After last Friday’s stunning announcement, most of us have wondered how Amazon’s will continue to disrupt and redesign the traditional retail model via the acquisition of Whole Foods. Will books and other merchandise now be sold at Whole Foods? How will Amazon have to change their fulfillment model to deliver both the Cheerios not sold at Whole Foods and the organic milk only sold at Whole Foods? Will robots replace the checkout staff? Will drones bring kale straight to my house? Good questions, every one.
What I wonder, as the purchase announcement was made on the same day as Amazon founder, Jeff Bezos, tweeted asking for ideas about “right now philanthropy”: Is this a coincidence or intentional overlap?
At the core of the Whole Foods model is purpose. Ads that read “The Highest Standards Weren’t Available So We Created Them” in the Miami Whole Foods store; an enormous collection bowl dedicated to “Alleviatiating Poverty Worldwide” at the store in Kensington in London.
Sourcing foods that are good for our bodies using methods that are good for the soul and our Whole Planet. A for profit business whose core purpose appeals to each of us that believe our everyday choices matter to our bodies, our children’s future and the fate of the Earth.

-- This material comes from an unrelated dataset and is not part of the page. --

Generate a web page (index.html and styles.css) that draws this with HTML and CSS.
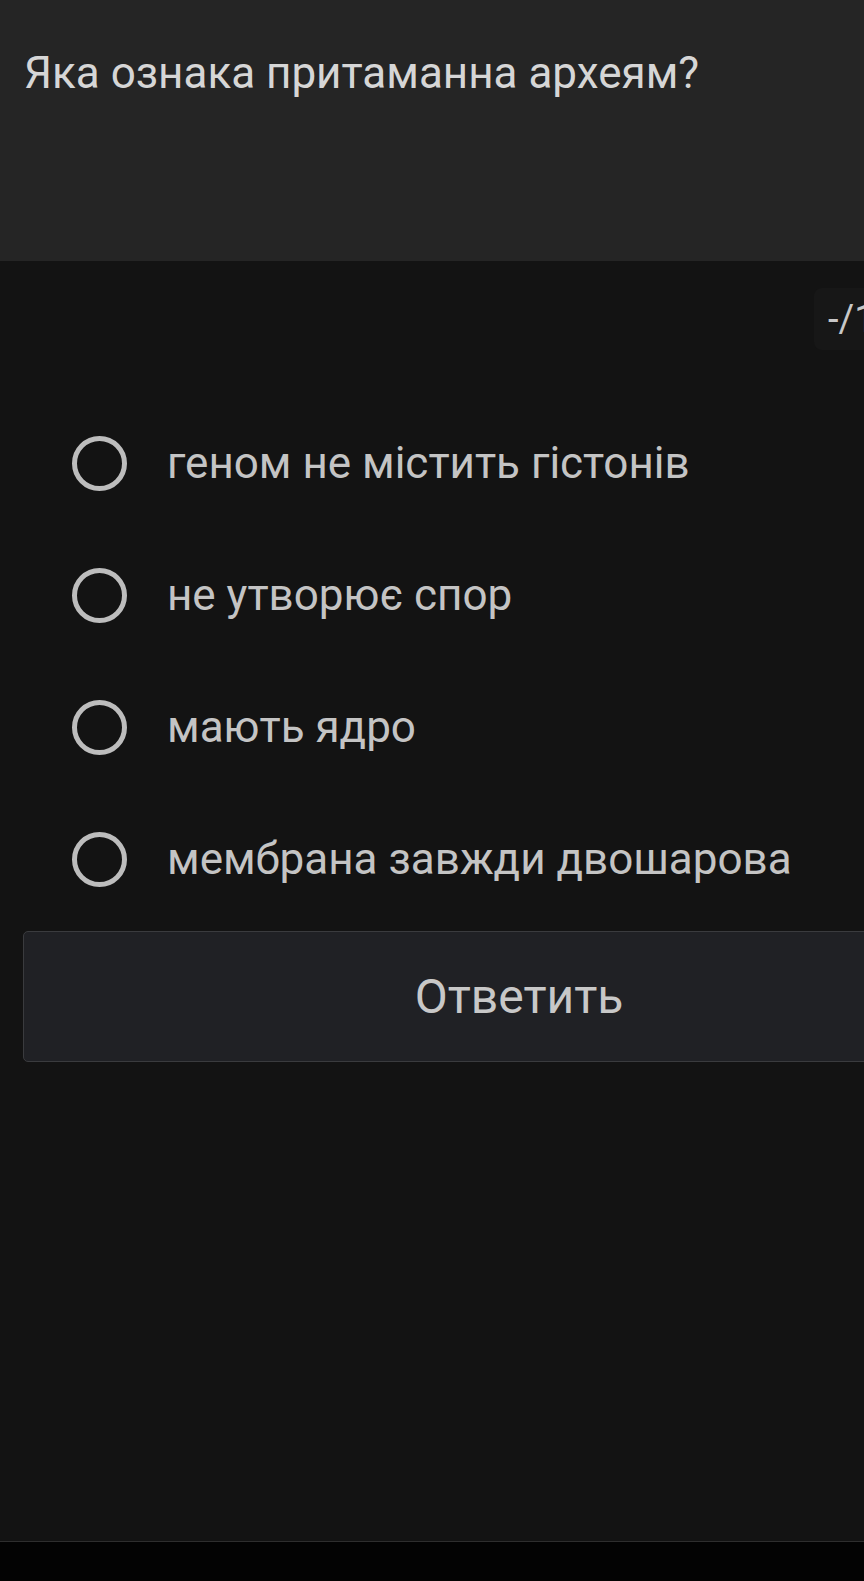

With tag lines such as “Eat Like an Idealist”, “Feed Your Better Nature”, and “Values Matter” that manifest in merchandise and the activities of The Whole Planet Foundation and The Whole Kids Foundation.
So, acquiring Whole Foods is not only a market moving sprint to total retail domination, it is the acquisition of a corporate citizenship strategy that provides micro-loans to accelerate entrepreneurship in developing countries and creates gardens to improve the wellness and nutrition of children. Further, Amazon will be connected to every community organization that Whole Foods supports through donations made at the register and special shopping days. A broad international corporate citizenship footprint and a hyper local model that reaches shoppers at the point of purchase covers a lot of bases.
Let’s get back to that tweet. It’s been awhile since I’ve been active on Twitter. Mr. Bezos’ invitation led to the following recommendations for “right now philanthropy”.
1. Deliver fresh foods to the zip codes with the greatest food insecurity issues—the food deserts—in all the cities with Whole Foods Markets. Every. Day. Especially on weekends and during school breaks when the most vulnerable children do not have any access to the nutrition they need. Kids cannot learn if they are hungry. Maybe acquire Instacart for this purpose?
2. Pay for school lunches for all students that need it. No more lunch debt shaming or political wrangling.
3. Expand Whole Foods gardens to every school in the world.
4. Provide Meals on Wheels with every cash or food resource needed—to ensure all seniors who count on this service receive it.
5. Rapidly install early education centers in every zip code with waitlists for Head Start or Early Head Start slots. Focus on quality and provide access free of charge. In the short term, parents can get to work. In the long term, you will elevate the educational and professional vistas for generations.
6. Provide the social entrepreneurs funded by the Whole Planet Foundation with technology and connectivity to help them scale their efforts, if scale is practical.
The June 16th acquisition and tweet are each filled with purpose—ripe with both capitalism and activism. A connection sprung from the dreams of every activist capitalist.